The goal of this exercise is to fit linear regression and polynomial regression to the given data. Plot the fit curves of both the models along with the data and observe what the residuals tell us about the two fits.

Instructions

  • Read the poly.csv file into a dataframe
  • Fit a linear regression model on the entire data, using LinearRegression() object from sklearn library
  • Guesstimate the degree of the polynomial which would best fit the data
  • Fit a polynomial regression model on the computed PolynomialFeatures using LinearRegression() object from sklearn library
  • Plot the linear and polynomial model predictions along with the data
  • Compute the polynomial and linear model residuals using the formula below $\epsilon = y_i - \hat{y}$
  • Plot the histogram of the residuals and comment on your choice of the polynomial degree.

Hints:

df.head() : Returns a pandas dataframe containing the data and labels from the file data.

plt.subplots() : Create a figure and a set of subplots.

sklearn.PolynomialFeatures() : Generates a new feature matrix consisting of all polynomial combinations of the features with degree less than or equal to the specified degree.

sklearn.fit_transform() : Fits transformer to X and y with optional parameters fit_params and returns a transformed version of X.

sklearn.LinearRegression() : LinearRegression fits a linear model.

sklearn.fit() : Fits the linear model to the training data.

sklearn.predict() : Predict using the linear model.

plt.plot() : Plots x versus y as lines and/or markers.

plt.axvline() : Add a vertical line across the axes.

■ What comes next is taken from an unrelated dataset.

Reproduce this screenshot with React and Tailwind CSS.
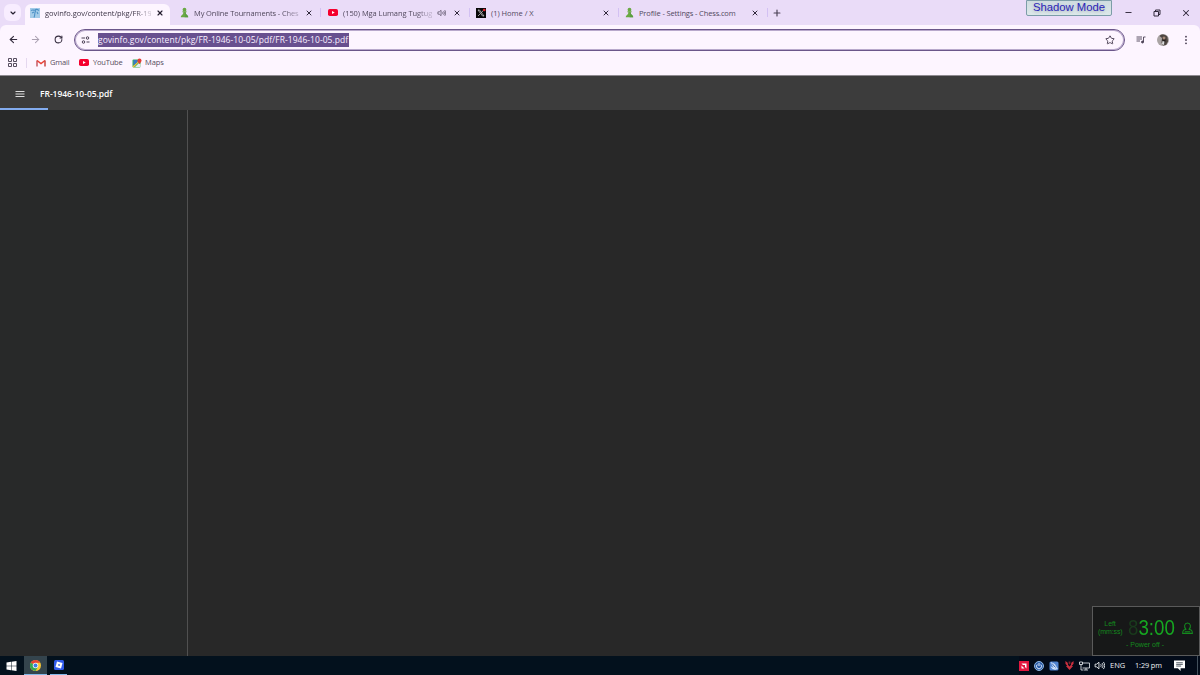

ax.hist() : Plots a histogram.

Note: This exercise is auto-graded and you can try multiple attempts.

In [1]:
#import the required libraries
import numpy as np
import pandas as pd
import matplotlib.pyplot as plt
from sklearn.linear_model import LinearRegression
from sklearn.preprocessing import PolynomialFeatures
%matplotlib inline
In [2]:
# Read the data from 'poly.csv' to a dataframe
df = pd.read_csv('poly.csv')
# Get the column values for x & y in numpy arrays
x = df[['x']].___
y = df['y'].___
---------------------------------------------------------------------------
AttributeError                            Traceback (most recent call last)
 in 
      2 df = pd.read_csv('poly.csv')
      3 # Get the column values for x & y
----> 4 x = df[['x']].___
      5 y = df['y'].___

/usr/lib/python3.8/site-packages/pandas/core/generic.py in __getattr__(self, name)
   5128             if self._info_axis._can_hold_identifiers_and_holds_name(name):
   5129                 return self[name]
-> 5130             return object.__getattribute__(self, name)
   5131 
   5132     def __setattr__(self, name: str, value) -> None:

AttributeError: 'DataFrame' object has no attribute '___'
In [ ]:
# Take a quick look at the dataframe
df.head()
In [ ]:
# Plot x & y to visually inspect the data

fig, ax = plt.subplots()
ax.plot(x,y,'x')
ax.set_xlabel('$x$ values')
ax.set_ylabel('$y$ values')
ax.set_title('$y$ vs $x$');
In [16]:
# Fit a linear model on the data
model = ____
model.___(___)

# Get the predictions on the entire data using the .predict() function
y_lin_pred = model.predict(___)
In [18]:
### edTest(test_deg) ###
# Now, we try polynomial regression
# GUESS the correct polynomial degree based on the above graph

guess_degree = ___

# Generate polynomial features on the entire data
x_poly= PolynomialFeatures(degree=guess_degree).fit_transform(___)
In [19]:
#Fit a polynomial model on the data, using x_poly as features
polymodel = LinearRegression()
polymodel.fit(_,_)

y_poly_pred = polymodel.predict(___)
In [20]:
# To visualise the results, sort the x values using the helper code below
# Worth examining and understand the code 

idx = np.argsort(x[:,0])
x = x[idx]

# Use the above index to get the appropriate predicted values for y
# y values corresponding to sorted x
y = y[idx]

#Linear predicted values  
y_lin_pred = y_lin_pred[idx]

#Non-linear predicted values
y_poly_pred= y_poly_pred[idx]
In [ ]:
# First plot x & y values using plt.scatter
plt.scatter(_, _, s=10, label="Data")

# Now, plot the linear regression fit curve
plt.plot(_,_,label="Linear fit")

# Also plot the polynomial regression fit curve
plt.plot(_, _, label="Polynomial fit")

#Assigning labels to the axes
plt.xlabel("x values")
plt.ylabel("y values")
plt.legend()
plt.show()
In [10]:
### edTest(test_poly_predictions) ###
#Calculate the residual values for the polynomial model
poly_residuals = ___
In [ ]:
### edTest(test_linear_predictions) ###
#Calculate the residual values for the linear model
lin_residuals = ___
In [ ]:
#Use the below helper code to plot residual values
#Plot the histograms of the residuals for the two cases

#Distribution of residuals
fig, ax = plt.subplots(1,2, figsize = (10,4))
bins = np.linspace(-20,20,20)
ax[0].set_xlabel('Residuals')
ax[0].set_ylabel('Frequency')

#Plot the histograms for the polynomial regression
ax[0].hist(___, bins,label = ___)

#Plot the histograms for the linear regression
ax[0].hist(___, bins, label = ___)

ax[0].legend(loc = 'upper left')

# Distribution of predicted values with the residuals
ax[1].scatter(y_poly_pred, poly_residuals, s=10)
ax[1].scatter(y_lin_pred, lin_residuals, s = 10 )
ax[1].set_xlim(-75,75)
ax[1].set_xlabel('Predicted values')
ax[1].set_ylabel('Residuals')

fig.suptitle('Residual Analysis (Linear vs Polynomial)');

Question:

Do you think that polynomial degree is appropriate. Experiment with a degree of polynomial =2 and comment on what you observe for the residuals.